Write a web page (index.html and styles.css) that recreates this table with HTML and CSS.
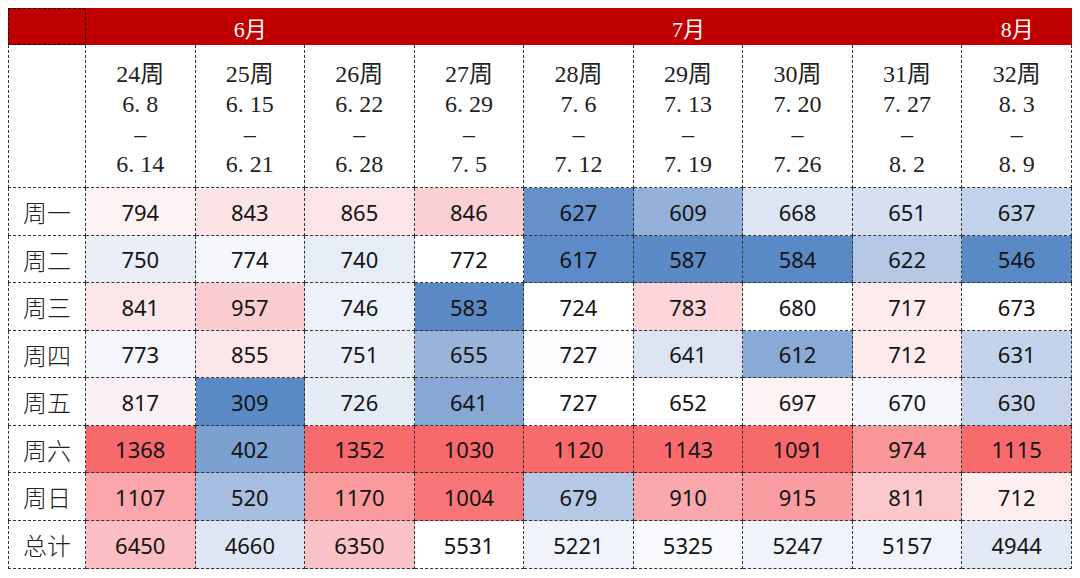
FILE: index.html
```html
<!DOCTYPE html>
<html lang="zh-CN">
<head>
<meta charset="utf-8">
<title>周度数据</title>
<link rel="stylesheet" href="styles.css">
</head>
<body>
<table class="heat">
  <colgroup>
    <col class="c-label">
    <col><col><col><col><col><col><col><col><col>
  </colgroup>
  <tr class="r-month">
    <td class="corner"></td>
    <td class="month" colspan="3">6月</td>
    <td class="month" colspan="5">7月</td>
    <td class="month">8月</td>
  </tr>
  <tr class="r-week">
    <td class="label"></td>
    <td class="week"><div>24周</div><div>6<span class="p">.</span>8</div><div>–</div><div>6<span class="p">.</span>14</div></td>
    <td class="week"><div>25周</div><div>6<span class="p">.</span>15</div><div>–</div><div>6<span class="p">.</span>21</div></td>
    <td class="week"><div>26周</div><div>6<span class="p">.</span>22</div><div>–</div><div>6<span class="p">.</span>28</div></td>
    <td class="week"><div>27周</div><div>6<span class="p">.</span>29</div><div>–</div><div>7<span class="p">.</span>5</div></td>
    <td class="week"><div>28周</div><div>7<span class="p">.</span>6</div><div>–</div><div>7<span class="p">.</span>12</div></td>
    <td class="week"><div>29周</div><div>7<span class="p">.</span>13</div><div>–</div><div>7<span class="p">.</span>19</div></td>
    <td class="week"><div>30周</div><div>7<span class="p">.</span>20</div><div>–</div><div>7<span class="p">.</span>26</div></td>
    <td class="week"><div>31周</div><div>7<span class="p">.</span>27</div><div>–</div><div>8<span class="p">.</span>2</div></td>
    <td class="week"><div>32周</div><div>8<span class="p">.</span>3</div><div>–</div><div>8<span class="p">.</span>9</div></td>
  </tr>
  <tr class="r-a">
    <td class="label">周一</td>
    <td class="num" style="background:#fdf3f5">794</td>
    <td class="num" style="background:#fce3e6">843</td>
    <td class="num" style="background:#fce4e7">865</td>
    <td class="num" style="background:#fad0d4">846</td>
    <td class="num" style="background:#6690ca">627</td>
    <td class="num" style="background:#94b1da">609</td>
    <td class="num" style="background:#dde5f3">668</td>
    <td class="num" style="background:#d6e0f0">651</td>
    <td class="num" style="background:#c2d2ea">637</td>
  </tr>
  <tr class="r-b">
    <td class="label">周二</td>
    <td class="num" style="background:#e9eef7">750</td>
    <td class="num" style="background:#f6f7fc">774</td>
    <td class="num" style="background:#e7edf7">740</td>
    <td class="num" style="background:#ffffff">772</td>
    <td class="num" style="background:#5d8bc7">617</td>
    <td class="num" style="background:#5b8ac6">587</td>
    <td class="num" style="background:#5a8ac6">584</td>
    <td class="num" style="background:#b5c8e6">622</td>
    <td class="num" style="background:#5a8ac6">546</td>
  </tr>
  <tr class="r-a">
    <td class="label">周三</td>
    <td class="num" style="background:#fce6e9">841</td>
    <td class="num" style="background:#facdd1">957</td>
    <td class="num" style="background:#edf1f9">746</td>
    <td class="num" style="background:#5a89c6">583</td>
    <td class="num" style="background:#ffffff">724</td>
    <td class="num" style="background:#fbd5d9">783</td>
    <td class="num" style="background:#ffffff">680</td>
    <td class="num" style="background:#fdebee">717</td>
    <td class="num" style="background:#ffffff">673</td>
  </tr>
  <tr class="r-b">
    <td class="label">周四</td>
    <td class="num" style="background:#f4f6fb">773</td>
    <td class="num" style="background:#fce6e9">855</td>
    <td class="num" style="background:#e9eef7">751</td>
    <td class="num" style="background:#98b4db">655</td>
    <td class="num" style="background:#fcfcfe">727</td>
    <td class="num" style="background:#dce4f2">641</td>
    <td class="num" style="background:#89a9d6">612</td>
    <td class="num" style="background:#fdeaed">712</td>
    <td class="num" style="background:#c3d3eb">631</td>
  </tr>
  <tr class="r-a">
    <td class="label">周五</td>
    <td class="num" style="background:#fbf1f4">817</td>
    <td class="num" style="background:#5a8ac6">309</td>
    <td class="num" style="background:#e6ecf6">726</td>
    <td class="num" style="background:#87a7d5">641</td>
    <td class="num" style="background:#ffffff">727</td>
    <td class="num" style="background:#ffffff">652</td>
    <td class="num" style="background:#fdf2f4">697</td>
    <td class="num" style="background:#f6f7fc">670</td>
    <td class="num" style="background:#c5d4eb">630</td>
  </tr>
  <tr class="r-b">
    <td class="label">周六</td>
    <td class="num" style="background:#f8696b">1368</td>
    <td class="num" style="background:#7ba0d2">402</td>
    <td class="num" style="background:#f86b6d">1352</td>
    <td class="num" style="background:#f8696b">1030</td>
    <td class="num" style="background:#f86b6d">1120</td>
    <td class="num" style="background:#f86c6e">1143</td>
    <td class="num" style="background:#f8696b">1091</td>
    <td class="num" style="background:#f99699">974</td>
    <td class="num" style="background:#f86b6d">1115</td>
  </tr>
  <tr class="r-a">
    <td class="label">周日</td>
    <td class="num" style="background:#faa6aa">1107</td>
    <td class="num" style="background:#a6bee1">520</td>
    <td class="num" style="background:#f99a9d">1170</td>
    <td class="num" style="background:#f87578">1004</td>
    <td class="num" style="background:#b5c8e6">679</td>
    <td class="num" style="background:#faa8ab">910</td>
    <td class="num" style="background:#f99da0">915</td>
    <td class="num" style="background:#fbc8cc">811</td>
    <td class="num" style="background:#fdeef0">712</td>
  </tr>
  <tr class="r-last">
    <td class="label">总计</td>
    <td class="num" style="background:#fbbec2">6450</td>
    <td class="num" style="background:#dfe6f3">4660</td>
    <td class="num" style="background:#fbc3c7">6350</td>
    <td class="num" style="background:#ffffff">5531</td>
    <td class="num" style="background:#f0f3fa">5221</td>
    <td class="num" style="background:#f9fafd">5325</td>
    <td class="num" style="background:#f0f3fa">5247</td>
    <td class="num" style="background:#f1f4fa">5157</td>
    <td class="num" style="background:#e3e9f5">4944</td>
  </tr>
</table>
</body>
</html>
```

FILE: styles.css
```css
html, body {
  margin: 0;
  padding: 0;
  background: #ffffff;
}

body {
  padding: 8px;
}

.heat {
  width: 1064px;
  table-layout: fixed;
  border-collapse: separate;
  border-spacing: 0;
  color: #141414;
}

.c-label {
  width: 78px;
}

.heat td {
  padding: 0;
  text-align: center;
  border-right: 1px dashed #333333;
  border-bottom: 1px dashed #333333;
}

.heat td.label {
  border-left: 1px dashed #333333;
  font-family: "Noto Sans CJK SC", sans-serif;
  font-weight: 300;
  font-size: 24px;
  color: #222222;
  vertical-align: middle;
}

.r-month {
  height: 37px;
}

.heat td.corner {
  background: #c00000;
  border: 1px dashed #111111;
}

.heat td.month {
  background: #c00000;
  border: none;
  color: #ffffff;
  font-family: "Liberation Serif", "Noto Sans CJK SC", serif;
  font-size: 22px;
  vertical-align: middle;
}

.r-week {
  height: 143px;
}

.heat td.week {
  vertical-align: top;
  padding-top: 14px;
  font-family: "Liberation Serif", "Noto Sans CJK SC", serif;
  font-size: 24px;
  line-height: 30px;
  color: #222222;
}

.p {
  margin-right: 6px;
}

.r-a {
  height: 48px;
}

.r-b {
  height: 47px;
}

.r-last {
  height: 48px;
}

.heat td.num {
  font-family: "Noto Sans", "Open Sans", sans-serif;
  font-size: 22px;
  vertical-align: middle;
}
```
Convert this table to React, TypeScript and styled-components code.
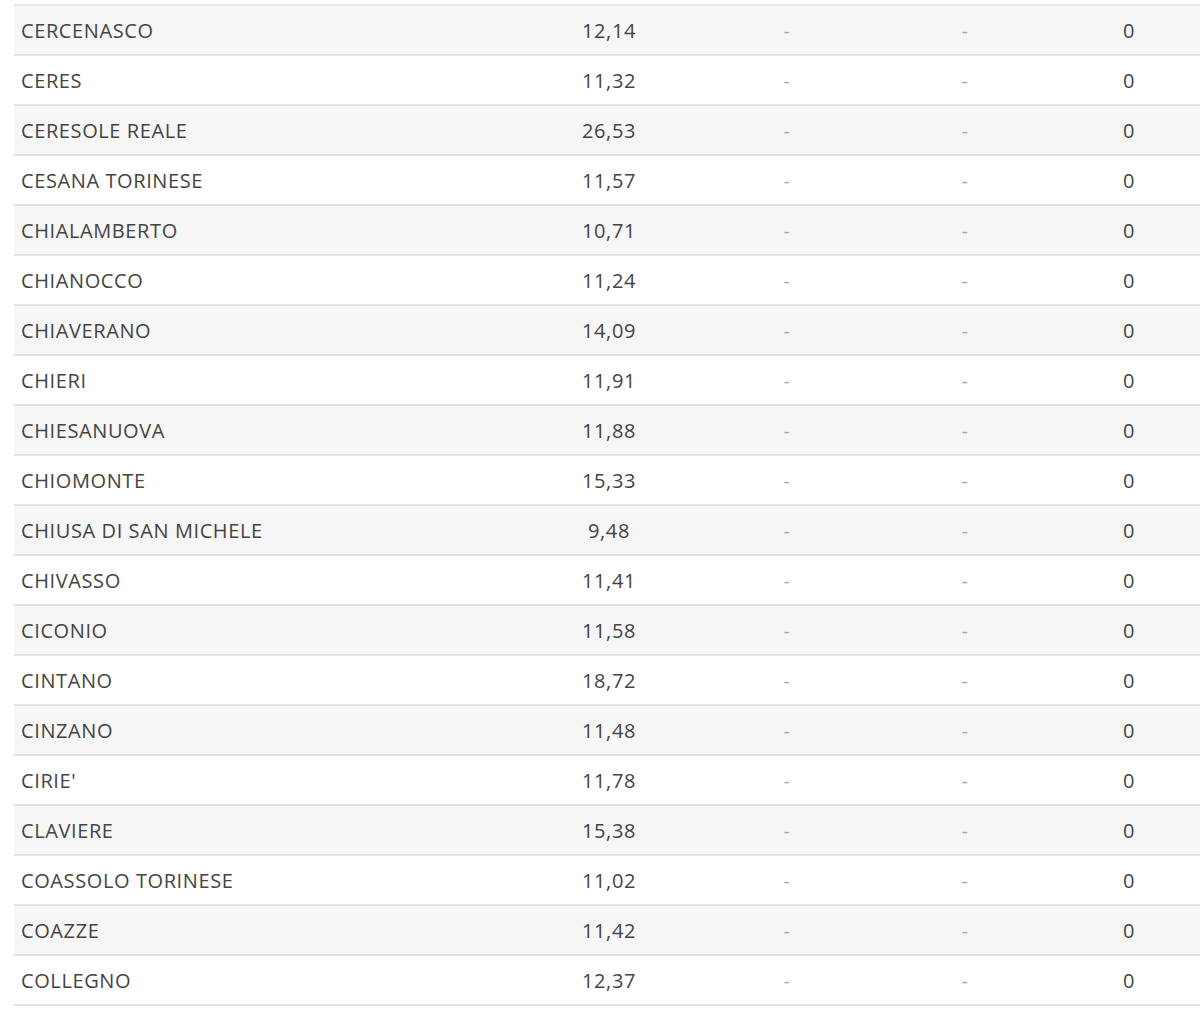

+---+

» **Job**:
Write out the whole listing again, exactly, with no pictures.

» **Response to the exercise**:
Write a web page (index.html and styles.css) that recreates this table with HTML and CSS.
FILE: index.html
```html
<!DOCTYPE html>
<html lang="zh-CN">
<head>
<meta charset="utf-8">
<title>周度数据</title>
<link rel="stylesheet" href="styles.css">
</head>
<body>
<table class="heat">
  <colgroup>
    <col class="c-label">
    <col><col><col><col><col><col><col><col><col>
  </colgroup>
  <tr class="r-month">
    <td class="corner"></td>
    <td class="month" colspan="3">6月</td>
    <td class="month" colspan="5">7月</td>
    <td class="month">8月</td>
  </tr>
  <tr class="r-week">
    <td class="label"></td>
    <td class="week"><div>24周</div><div>6<span class="p">.</span>8</div><div>–</div><div>6<span class="p">.</span>14</div></td>
    <td class="week"><div>25周</div><div>6<span class="p">.</span>15</div><div>–</div><div>6<span class="p">.</span>21</div></td>
    <td class="week"><div>26周</div><div>6<span class="p">.</span>22</div><div>–</div><div>6<span class="p">.</span>28</div></td>
    <td class="week"><div>27周</div><div>6<span class="p">.</span>29</div><div>–</div><div>7<span class="p">.</span>5</div></td>
    <td class="week"><div>28周</div><div>7<span class="p">.</span>6</div><div>–</div><div>7<span class="p">.</span>12</div></td>
    <td class="week"><div>29周</div><div>7<span class="p">.</span>13</div><div>–</div><div>7<span class="p">.</span>19</div></td>
    <td class="week"><div>30周</div><div>7<span class="p">.</span>20</div><div>–</div><div>7<span class="p">.</span>26</div></td>
    <td class="week"><div>31周</div><div>7<span class="p">.</span>27</div><div>–</div><div>8<span class="p">.</span>2</div></td>
    <td class="week"><div>32周</div><div>8<span class="p">.</span>3</div><div>–</div><div>8<span class="p">.</span>9</div></td>
  </tr>
  <tr class="r-a">
    <td class="label">周一</td>
    <td class="num" style="background:#fdf3f5">794</td>
    <td class="num" style="background:#fce3e6">843</td>
    <td class="num" style="background:#fce4e7">865</td>
    <td class="num" style="background:#fad0d4">846</td>
    <td class="num" style="background:#6690ca">627</td>
    <td class="num" style="background:#94b1da">609</td>
    <td class="num" style="background:#dde5f3">668</td>
    <td class="num" style="background:#d6e0f0">651</td>
    <td class="num" style="background:#c2d2ea">637</td>
  </tr>
  <tr class="r-b">
    <td class="label">周二</td>
    <td class="num" style="background:#e9eef7">750</td>
    <td class="num" style="background:#f6f7fc">774</td>
    <td class="num" style="background:#e7edf7">740</td>
    <td class="num" style="background:#ffffff">772</td>
    <td class="num" style="background:#5d8bc7">617</td>
    <td class="num" style="background:#5b8ac6">587</td>
    <td class="num" style="background:#5a8ac6">584</td>
    <td class="num" style="background:#b5c8e6">622</td>
    <td class="num" style="background:#5a8ac6">546</td>
  </tr>
  <tr class="r-a">
    <td class="label">周三</td>
    <td class="num" style="background:#fce6e9">841</td>
    <td class="num" style="background:#facdd1">957</td>
    <td class="num" style="background:#edf1f9">746</td>
    <td class="num" style="background:#5a89c6">583</td>
    <td class="num" style="background:#ffffff">724</td>
    <td class="num" style="background:#fbd5d9">783</td>
    <td class="num" style="background:#ffffff">680</td>
    <td class="num" style="background:#fdebee">717</td>
    <td class="num" style="background:#ffffff">673</td>
  </tr>
  <tr class="r-b">
    <td class="label">周四</td>
    <td class="num" style="background:#f4f6fb">773</td>
    <td class="num" style="background:#fce6e9">855</td>
    <td class="num" style="background:#e9eef7">751</td>
    <td class="num" style="background:#98b4db">655</td>
    <td class="num" style="background:#fcfcfe">727</td>
    <td class="num" style="background:#dce4f2">641</td>
    <td class="num" style="background:#89a9d6">612</td>
    <td class="num" style="background:#fdeaed">712</td>
    <td class="num" style="background:#c3d3eb">631</td>
  </tr>
  <tr class="r-a">
    <td class="label">周五</td>
    <td class="num" style="background:#fbf1f4">817</td>
    <td class="num" style="background:#5a8ac6">309</td>
    <td class="num" style="background:#e6ecf6">726</td>
    <td class="num" style="background:#87a7d5">641</td>
    <td class="num" style="background:#ffffff">727</td>
    <td class="num" style="background:#ffffff">652</td>
    <td class="num" style="background:#fdf2f4">697</td>
    <td class="num" style="background:#f6f7fc">670</td>
    <td class="num" style="background:#c5d4eb">630</td>
  </tr>
  <tr class="r-b">
    <td class="label">周六</td>
    <td class="num" style="background:#f8696b">1368</td>
    <td class="num" style="background:#7ba0d2">402</td>
    <td class="num" style="background:#f86b6d">1352</td>
    <td class="num" style="background:#f8696b">1030</td>
    <td class="num" style="background:#f86b6d">1120</td>
    <td class="num" style="background:#f86c6e">1143</td>
    <td class="num" style="background:#f8696b">1091</td>
    <td class="num" style="background:#f99699">974</td>
    <td class="num" style="background:#f86b6d">1115</td>
  </tr>
  <tr class="r-a">
    <td class="label">周日</td>
    <td class="num" style="background:#faa6aa">1107</td>
    <td class="num" style="background:#a6bee1">520</td>
    <td class="num" style="background:#f99a9d">1170</td>
    <td class="num" style="background:#f87578">1004</td>
    <td class="num" style="background:#b5c8e6">679</td>
    <td class="num" style="background:#faa8ab">910</td>
    <td class="num" style="background:#f99da0">915</td>
    <td class="num" style="background:#fbc8cc">811</td>
    <td class="num" style="background:#fdeef0">712</td>
  </tr>
  <tr class="r-last">
    <td class="label">总计</td>
    <td class="num" style="background:#fbbec2">6450</td>
    <td class="num" style="background:#dfe6f3">4660</td>
    <td class="num" style="background:#fbc3c7">6350</td>
    <td class="num" style="background:#ffffff">5531</td>
    <td class="num" style="background:#f0f3fa">5221</td>
    <td class="num" style="background:#f9fafd">5325</td>
    <td class="num" style="background:#f0f3fa">5247</td>
    <td class="num" style="background:#f1f4fa">5157</td>
    <td class="num" style="background:#e3e9f5">4944</td>
  </tr>
</table>
</body>
</html>
```

FILE: styles.css
```css
html, body {
  margin: 0;
  padding: 0;
  background: #ffffff;
}

body {
  padding: 8px;
}

.heat {
  width: 1064px;
  table-layout: fixed;
  border-collapse: separate;
  border-spacing: 0;
  color: #141414;
}

.c-label {
  width: 78px;
}

.heat td {
  padding: 0;
  text-align: center;
  border-right: 1px dashed #333333;
  border-bottom: 1px dashed #333333;
}

.heat td.label {
  border-left: 1px dashed #333333;
  font-family: "Noto Sans CJK SC", sans-serif;
  font-weight: 300;
  font-size: 24px;
  color: #222222;
  vertical-align: middle;
}

.r-month {
  height: 37px;
}

.heat td.corner {
  background: #c00000;
  border: 1px dashed #111111;
}

.heat td.month {
  background: #c00000;
  border: none;
  color: #ffffff;
  font-family: "Liberation Serif", "Noto Sans CJK SC", serif;
  font-size: 22px;
  vertical-align: middle;
}

.r-week {
  height: 143px;
}

.heat td.week {
  vertical-align: top;
  padding-top: 14px;
  font-family: "Liberation Serif", "Noto Sans CJK SC", serif;
  font-size: 24px;
  line-height: 30px;
  color: #222222;
}

.p {
  margin-right: 6px;
}

.r-a {
  height: 48px;
}

.r-b {
  height: 47px;
}

.r-last {
  height: 48px;
}

.heat td.num {
  font-family: "Noto Sans", "Open Sans", sans-serif;
  font-size: 22px;
  vertical-align: middle;
}
```
Convert this table to React, TypeScript and styled-components code.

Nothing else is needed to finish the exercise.